From the listing, collect all lines containing the word "components".

· · · ·

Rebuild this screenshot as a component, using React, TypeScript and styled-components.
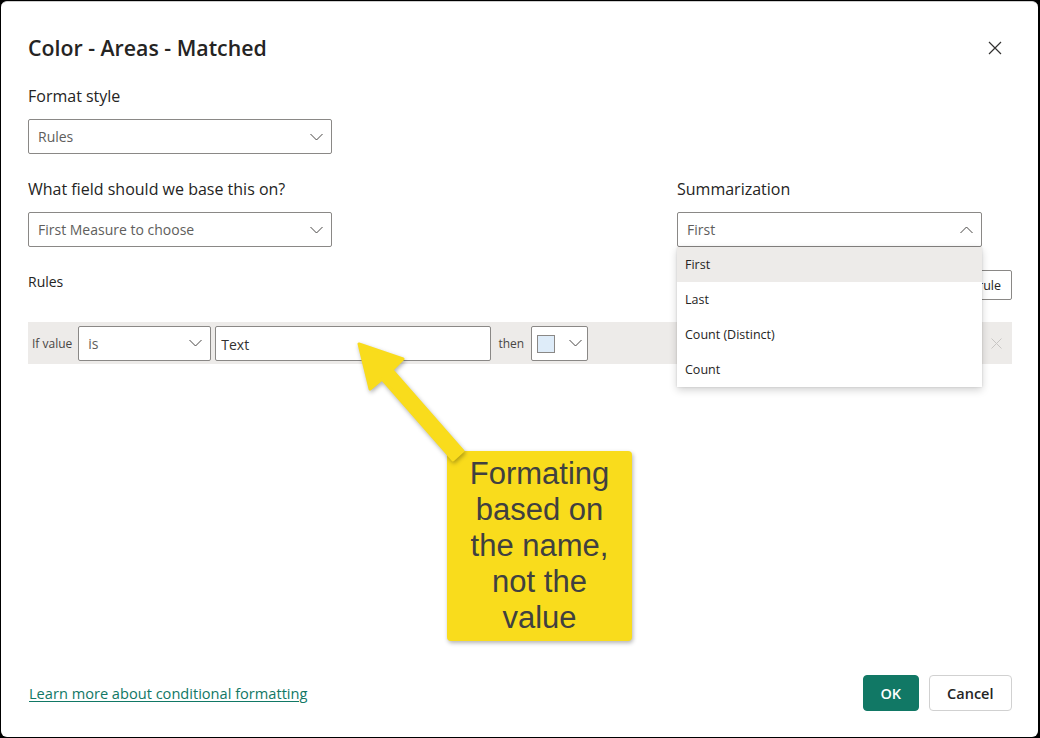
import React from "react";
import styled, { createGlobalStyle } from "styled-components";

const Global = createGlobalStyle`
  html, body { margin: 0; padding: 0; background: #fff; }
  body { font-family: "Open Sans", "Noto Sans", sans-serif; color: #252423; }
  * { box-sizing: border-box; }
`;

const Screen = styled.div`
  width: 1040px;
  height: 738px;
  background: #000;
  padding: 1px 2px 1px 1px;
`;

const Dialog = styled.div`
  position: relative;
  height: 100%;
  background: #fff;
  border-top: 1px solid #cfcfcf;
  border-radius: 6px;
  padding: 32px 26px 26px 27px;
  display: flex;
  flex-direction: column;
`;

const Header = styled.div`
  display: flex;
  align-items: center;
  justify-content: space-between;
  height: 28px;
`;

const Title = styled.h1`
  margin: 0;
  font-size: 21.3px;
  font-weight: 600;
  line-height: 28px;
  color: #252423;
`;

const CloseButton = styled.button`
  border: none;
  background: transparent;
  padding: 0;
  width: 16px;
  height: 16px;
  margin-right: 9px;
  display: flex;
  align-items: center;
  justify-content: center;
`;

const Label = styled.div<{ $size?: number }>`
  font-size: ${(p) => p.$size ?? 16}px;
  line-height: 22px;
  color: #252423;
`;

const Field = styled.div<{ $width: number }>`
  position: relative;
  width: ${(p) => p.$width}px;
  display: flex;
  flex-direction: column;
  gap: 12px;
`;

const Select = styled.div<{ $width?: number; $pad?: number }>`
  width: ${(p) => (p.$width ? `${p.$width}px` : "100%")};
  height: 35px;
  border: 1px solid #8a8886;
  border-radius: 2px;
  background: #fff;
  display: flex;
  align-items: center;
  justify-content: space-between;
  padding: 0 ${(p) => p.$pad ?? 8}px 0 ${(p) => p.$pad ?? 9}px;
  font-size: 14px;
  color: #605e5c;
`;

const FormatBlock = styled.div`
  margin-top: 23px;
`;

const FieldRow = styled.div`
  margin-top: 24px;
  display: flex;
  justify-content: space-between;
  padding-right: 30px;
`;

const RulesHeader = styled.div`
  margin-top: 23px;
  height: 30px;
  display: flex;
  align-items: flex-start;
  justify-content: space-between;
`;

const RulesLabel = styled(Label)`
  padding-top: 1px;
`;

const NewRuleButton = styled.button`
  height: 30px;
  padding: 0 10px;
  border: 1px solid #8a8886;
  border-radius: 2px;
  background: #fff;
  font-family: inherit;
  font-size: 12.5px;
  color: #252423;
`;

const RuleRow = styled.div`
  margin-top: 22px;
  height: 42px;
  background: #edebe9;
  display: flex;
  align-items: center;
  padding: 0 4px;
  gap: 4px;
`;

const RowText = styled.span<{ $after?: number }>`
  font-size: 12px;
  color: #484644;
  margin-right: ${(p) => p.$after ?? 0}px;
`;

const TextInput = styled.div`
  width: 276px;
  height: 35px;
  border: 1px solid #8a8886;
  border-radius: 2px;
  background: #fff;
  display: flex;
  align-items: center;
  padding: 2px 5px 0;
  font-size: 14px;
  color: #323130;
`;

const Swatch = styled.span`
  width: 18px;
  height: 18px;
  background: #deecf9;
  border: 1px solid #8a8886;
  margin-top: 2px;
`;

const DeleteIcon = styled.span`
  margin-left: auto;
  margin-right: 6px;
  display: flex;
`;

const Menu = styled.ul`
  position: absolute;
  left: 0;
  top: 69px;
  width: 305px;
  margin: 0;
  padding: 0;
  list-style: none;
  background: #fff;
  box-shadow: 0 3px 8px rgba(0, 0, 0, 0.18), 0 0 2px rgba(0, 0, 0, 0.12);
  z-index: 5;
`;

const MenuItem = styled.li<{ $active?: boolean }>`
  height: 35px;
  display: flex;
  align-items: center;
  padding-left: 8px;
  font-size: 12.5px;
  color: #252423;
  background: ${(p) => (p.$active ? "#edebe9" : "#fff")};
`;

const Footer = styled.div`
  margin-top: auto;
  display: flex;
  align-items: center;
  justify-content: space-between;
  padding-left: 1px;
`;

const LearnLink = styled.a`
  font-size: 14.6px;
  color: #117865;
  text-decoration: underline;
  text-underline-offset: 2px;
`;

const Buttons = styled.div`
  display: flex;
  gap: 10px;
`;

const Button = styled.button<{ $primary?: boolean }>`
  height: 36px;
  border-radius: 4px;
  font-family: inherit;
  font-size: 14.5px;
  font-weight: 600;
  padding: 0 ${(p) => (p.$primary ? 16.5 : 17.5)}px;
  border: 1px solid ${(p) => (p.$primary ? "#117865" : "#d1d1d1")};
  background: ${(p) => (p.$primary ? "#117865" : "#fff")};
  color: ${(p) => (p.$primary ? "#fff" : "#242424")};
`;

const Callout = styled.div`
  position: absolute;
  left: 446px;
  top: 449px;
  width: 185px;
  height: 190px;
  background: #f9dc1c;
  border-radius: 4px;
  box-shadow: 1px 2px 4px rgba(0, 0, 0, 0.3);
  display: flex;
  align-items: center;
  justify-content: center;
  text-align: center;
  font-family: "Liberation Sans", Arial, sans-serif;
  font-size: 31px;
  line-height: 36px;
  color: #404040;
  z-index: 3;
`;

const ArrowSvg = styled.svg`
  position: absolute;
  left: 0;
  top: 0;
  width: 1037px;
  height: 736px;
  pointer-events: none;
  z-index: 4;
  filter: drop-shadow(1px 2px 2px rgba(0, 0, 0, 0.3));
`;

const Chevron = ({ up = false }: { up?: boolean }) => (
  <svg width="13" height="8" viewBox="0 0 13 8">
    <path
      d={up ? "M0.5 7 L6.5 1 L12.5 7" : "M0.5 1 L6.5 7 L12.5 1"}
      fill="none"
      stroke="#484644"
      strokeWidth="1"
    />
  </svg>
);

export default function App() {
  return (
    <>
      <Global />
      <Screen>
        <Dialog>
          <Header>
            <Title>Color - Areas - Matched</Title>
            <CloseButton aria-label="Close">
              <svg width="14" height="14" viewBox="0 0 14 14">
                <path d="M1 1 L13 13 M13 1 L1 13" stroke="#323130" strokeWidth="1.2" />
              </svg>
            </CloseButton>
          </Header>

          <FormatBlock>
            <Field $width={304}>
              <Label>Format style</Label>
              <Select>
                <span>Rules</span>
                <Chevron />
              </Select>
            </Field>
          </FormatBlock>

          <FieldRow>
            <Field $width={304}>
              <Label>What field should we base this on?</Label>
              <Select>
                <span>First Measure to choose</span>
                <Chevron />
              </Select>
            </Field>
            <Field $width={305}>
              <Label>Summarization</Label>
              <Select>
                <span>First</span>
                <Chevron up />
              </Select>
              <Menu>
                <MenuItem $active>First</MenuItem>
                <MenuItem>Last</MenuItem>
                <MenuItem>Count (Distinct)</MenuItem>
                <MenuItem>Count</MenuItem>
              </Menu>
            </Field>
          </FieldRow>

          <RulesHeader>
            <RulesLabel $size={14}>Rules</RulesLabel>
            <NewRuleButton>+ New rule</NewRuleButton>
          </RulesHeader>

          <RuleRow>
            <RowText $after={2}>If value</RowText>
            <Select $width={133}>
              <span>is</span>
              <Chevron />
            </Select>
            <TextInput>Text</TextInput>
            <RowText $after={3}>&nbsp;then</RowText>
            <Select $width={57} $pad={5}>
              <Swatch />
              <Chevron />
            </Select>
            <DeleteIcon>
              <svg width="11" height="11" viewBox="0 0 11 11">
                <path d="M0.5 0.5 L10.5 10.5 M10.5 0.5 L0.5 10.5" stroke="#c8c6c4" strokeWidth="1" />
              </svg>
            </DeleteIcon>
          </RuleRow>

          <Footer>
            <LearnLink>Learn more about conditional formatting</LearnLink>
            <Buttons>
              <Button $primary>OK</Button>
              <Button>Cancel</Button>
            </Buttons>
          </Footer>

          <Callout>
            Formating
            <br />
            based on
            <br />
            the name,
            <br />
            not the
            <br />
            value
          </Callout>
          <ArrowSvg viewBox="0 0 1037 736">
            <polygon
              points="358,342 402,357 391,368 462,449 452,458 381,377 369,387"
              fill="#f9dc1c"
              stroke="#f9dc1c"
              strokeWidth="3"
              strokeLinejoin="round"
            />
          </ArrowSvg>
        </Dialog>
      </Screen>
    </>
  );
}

· · · ·

### Solution to this problem
Rebuild this screenshot as a component, using React, TypeScript and styled-components.
import styled, { createGlobalStyle } from "styled-components";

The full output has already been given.